B. Losses of yore. For example, English once distinguished here from hither, there from thither, and where from whither. Now, these words are strictly archaic. German and related languages still use equivalent words—in German, ich bin hier (I am here) but I ask you Komm her. We can imagine that while these words were being lost in English, some may have complained that a “useful” distinction was being lost, but few of us consider the absence of those words a problem today.
C. Ring in the new? In fact, sometimes, when some English speakers attempt to “compensate” for such losses later on, we process the compensation as “wrong.” For example, you once was used only in the plural, and thou was used for one person. You was, specifically, the object form, and ye was the subject form. Thou lookest, ye look; I see thee, I see you. But today, we see such expressions as you all and you’uns as “wrong”! This shows that it is less loss that disturbs us than change itself.

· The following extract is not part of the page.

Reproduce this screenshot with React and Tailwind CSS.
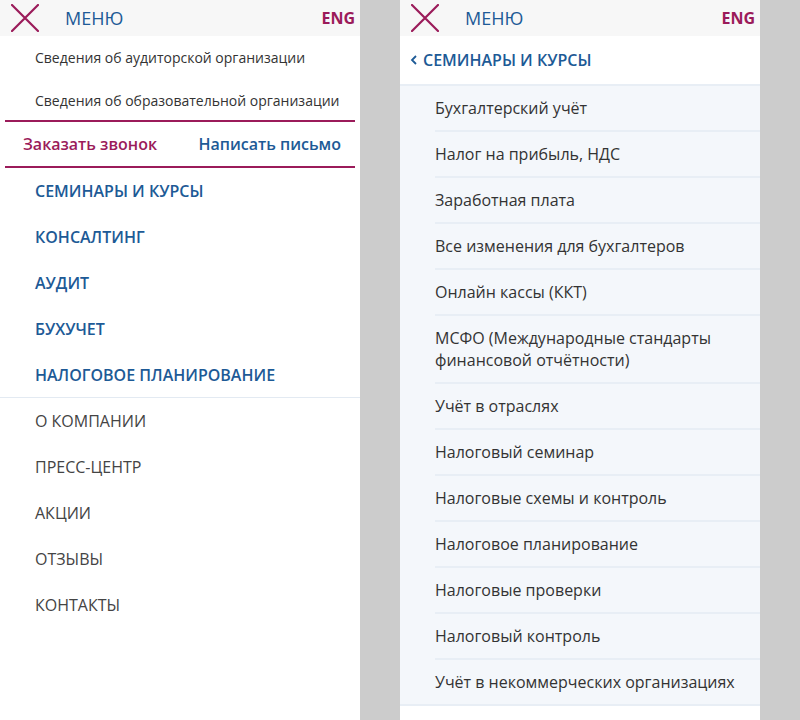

D. The grass is always greener. The truth is that English has gained features all its own while losing other things, but this is clear only if we compare our language to its relatives, whereas losses are obvious even if we have no familiarity with other languages.

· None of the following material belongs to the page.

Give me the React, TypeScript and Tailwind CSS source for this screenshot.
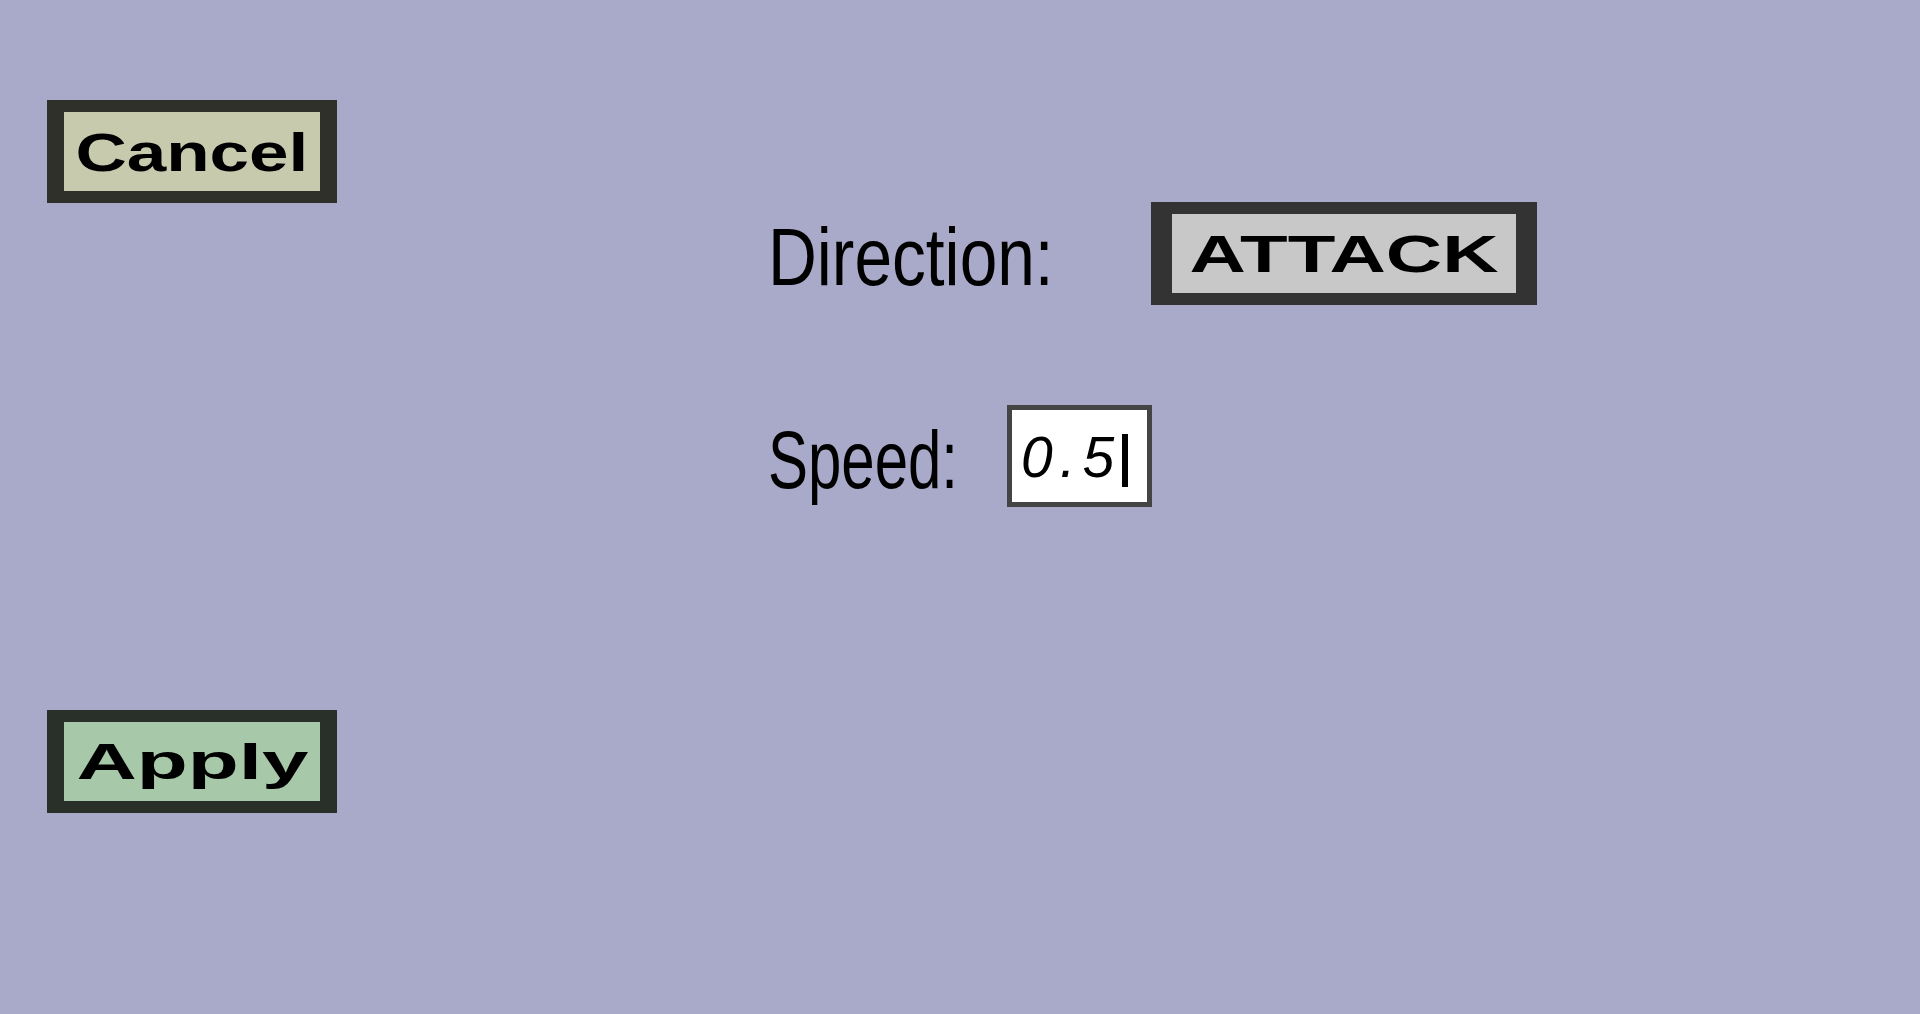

1. For instance, in Shakespeare’s time, while hither and thou were on their way out of the language, the use of -ing in the progressive was emerging. Before this, one said Right now, I sit in the chair— just the way most foreign languages we learn would—where we would now say Right now, I am sitting in the chair or Right now, I am building a house.
2. In this, English now has a feature that German and its sisters lack. Now, I sit in the chair usually means that one sits on a regular basis, while I am sitting in the chair means that one is doing it right now. Other Germanic languages—as well as Romance ones—do not make this distinction as clearly or as regularly as English does.